05 Juli 2009

Artikel Ekonomi Moneter


PERTUMBUHAN EKONOMI TIDAK BISA DIPAKSAKAN
Oleh : M. Sadli

Ikatan Sarjana Ekonomi Indonesia (ISEI) minggu yang lalu telah menggelar sidang pleno tahunan selama dua hari di Hotel Nikko, dengan tema umum “Percepatan Pertumbuhan Ekonomi dan Penciptaan Lapangan Kerja Baru”. Banyak masalah dibahas, baik dari segi ekonomi makro, maupun mikro atau sektoral. Yang penting adalah persentasi Dr. Miranda Gultom pada hari pertama, sesion pertama, sehingga papernya bisa dipandang sebagai referensi utama. Judul papernya adalah “Mengapa Stabilitas Makro Telah Tercapai Namun Sangat Lambat dalam Menggerakkan Pertumbuhan Ekonomi?”. Cara analisanya adalah konvensional, yang juga sudah sering dilakukan oleh penulis ini. Walaupun Sdr. Miranda di sidang pleno ISEI ini bicara dalam kedudukan pribadinya, namun ia menjabat Deputi Senior Gubernur Bank Indonesia, sehingga pandangannya kiranya sejajar dengan kebijakan moneter yang resmi. Sdr. Miranda senantiasa memberi tekanan kepada misi utama Bank Indonesia di zaman reformasi ini, yakni misi tunggal menjaga nilai rupiah, yang secara operasional juga bisa disebut menjaga rendahnya inflasi (misi resmi sekarang adalah inflation targeting). Ia juga beberapa kali menyebut good governance sebagai pedoman pokok. Sdr. Miranda membuka papernya dengan kalimat: “Evaluasi secara umum terhadap kondisi makro-ekonomi hingga triwulan I 2005 menunjukkan bahwa stabilitas perekonomian yang telah mulai dicapai dalam kurun waktu dua tahun terakhir masih dapat dipertahankan sebagaimana tercermin pada indikator utama makro-ekonomi seperti perkembangan besaran moneter, suku bunga, nilai tukar, inflasi, dan indikator kinerja perbankan”

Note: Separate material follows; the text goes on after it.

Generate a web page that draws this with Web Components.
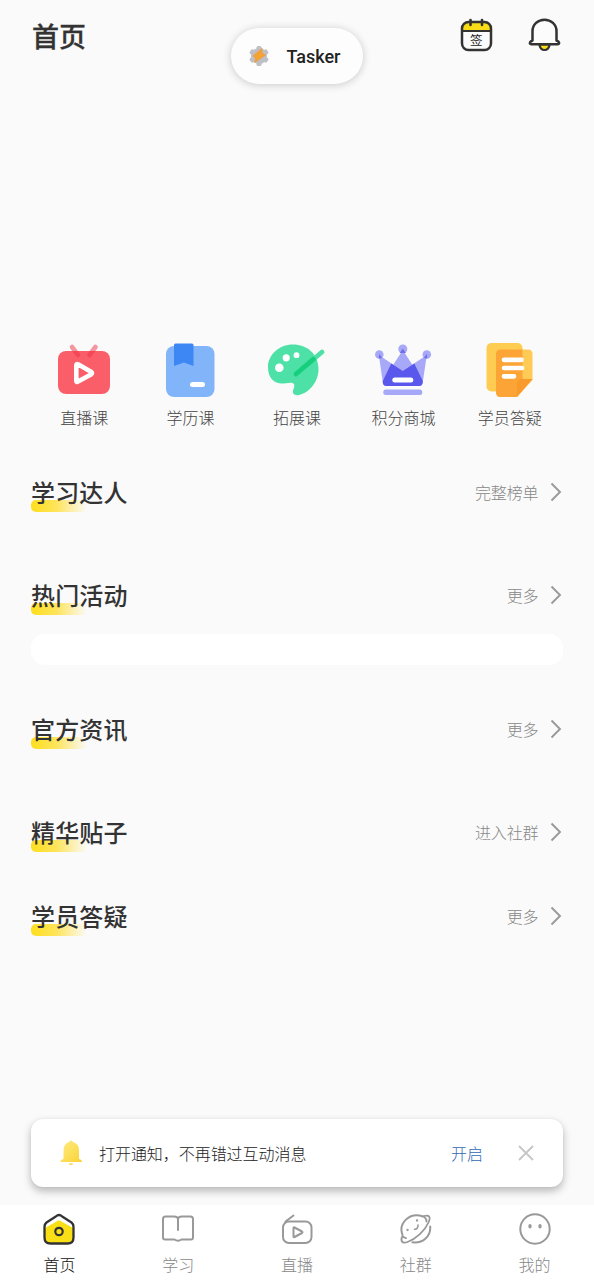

Perkembangan besaran moneter, diukur dengan M-zero (base money), maupun dengan ukuran M1 dan M2, semuanya masih ada dalam kisaran yang aman dan stabil. Suku bunga SBI satu bulan menunjukkan penurunan konsisten dari sekitar 17% pada awal 2002 menjadi sekitar 7,4% pada awal 2005. Penurunan suku bunga tersebut diikuti oleh penurunan suku bunga kredit, walaupun dengan pola penurunan yang relatip lambat. Nilai tukar rupiah selama beberapa periode terakhir bergerak relatif stabil dengan tingkat volatilitas yang cukup rendah. Secara tahunan, inflasi terus mengalami penurunan yang konsisten dari 12,55% pada tahun 2001 menjadi 6,4% pada akhir 2004. Inflasi di Indonesia bak penyakit endemis (seperti malaria) dan berakar di sejarah. Tingkat inflasi di Malaysia dan Thailand senantiasa lebih rendah. Inflasi di Indonesia tinggi sekali di zaman Presiden Sukarno, karena kebijakan fiskal dan moneter sama sekali tidak prudent (“kalau perlu uang, cetak saja”). Di zaman Suharto pemerintah berusaha menekan inflasi akan tetapi tidak bisa di bawah 10% setahun rata-rata, antara lain oleh karena Bank Indonesia masih punya misi ganda, antara lain sebagai agent of development, yang bisa mengucurkan kredit likuiditas tanpa batas. Baru di zaman reformasi, mulai di zaman Presiden Habibie maka fungsi Bank Indonesia mengutamakan penjagaan nilai rupiah. Tetapi karena sejarah dan karena inflationary expectations masyarakat (yang bertolak ke belakang, artinya bercermin kepada sejarah) maka “inflasi inti” masih lebih besar daripada 5% setahun. Bank Indonesia sekarang punya sasaran untuk menekan angka inflasi ini. Di level teknis sudah ada kesepakatan antara Pemerintah dan Bank Indonesia untuk membawa tingkat inflasi jangka panjang ke kisaran 3% setahun. Untuk tahun 2005 sasaran BI adalah 6% plus-minus 1%, untuk tahun 2006 5,5% plus-minus 1% dan untuk tahun 2007 5% plus-minus 1%. Maka yang menjadi tarohan adalah inflasi tahun 2005 ini yang dibayangi oleh kenaikan harga BBM. Menurut LPEM-FEUI akan ada tambahan inflasi sekitar 1%, tetapi ada pakar ekonomi lainnya yang memperkirakan 3%, bahkan pakar BPS memasang angka 12%.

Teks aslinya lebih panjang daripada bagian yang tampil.